A Seoul city official clarified that the ordinance should be understood as establishing institutional foundations rather than mandating immediate sweeping changes. This framing reflects the procedural reality that even if the council approves the measure this month, significant administrative work remains. City officials must determine which populations qualify, establish the actual subsidy amount or discount level, identify funding sources and construct administrative mechanisms for implementation and oversight. These decisions represent genuine opportunities to calibrate the programme's scale and cost. However, critics contend that this flexibility, while theoretically valuable, often dissolves under political pressure once benefits commence. Historical experience suggests that partial programmes frequently expand toward universality as politicians respond to public expectations and organised elderly advocacy groups.

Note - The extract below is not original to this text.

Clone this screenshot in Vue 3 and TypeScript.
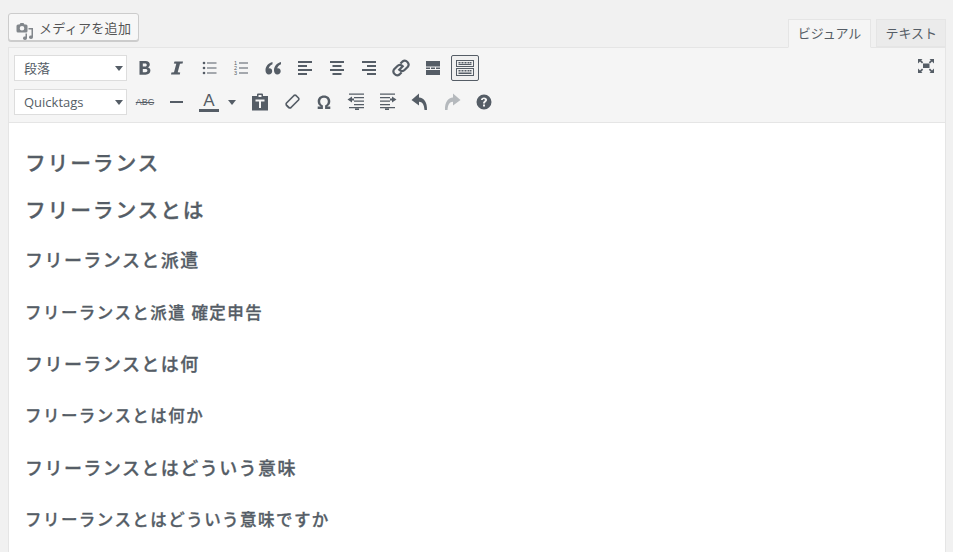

The proposal thus confronts Seoul with a classic policy dilemma: addressing genuine fairness concerns within existing transportation systems while managing long-term fiscal sustainability. The ordinance advancement reflects legitimate recognition that seniors aged 70 and above face mobility challenges disproportionate to their resources. Expanding free transit access represents a comprehensible policy response to demographic realities. However, Seoul's existing fiscal commitments and Seoul Metro's documented distress suggest that additional major subsidies require exceptionally careful structuring and potentially revenue measures to ensure viability. The council's impending vote will determine whether Seoul embraces expanded senior transportation benefits, but the more consequential decisions—regarding programme scope, eligibility, funding mechanisms and long-term accountability—remain to be made through subsequent administrative processes that may prove equally contentious.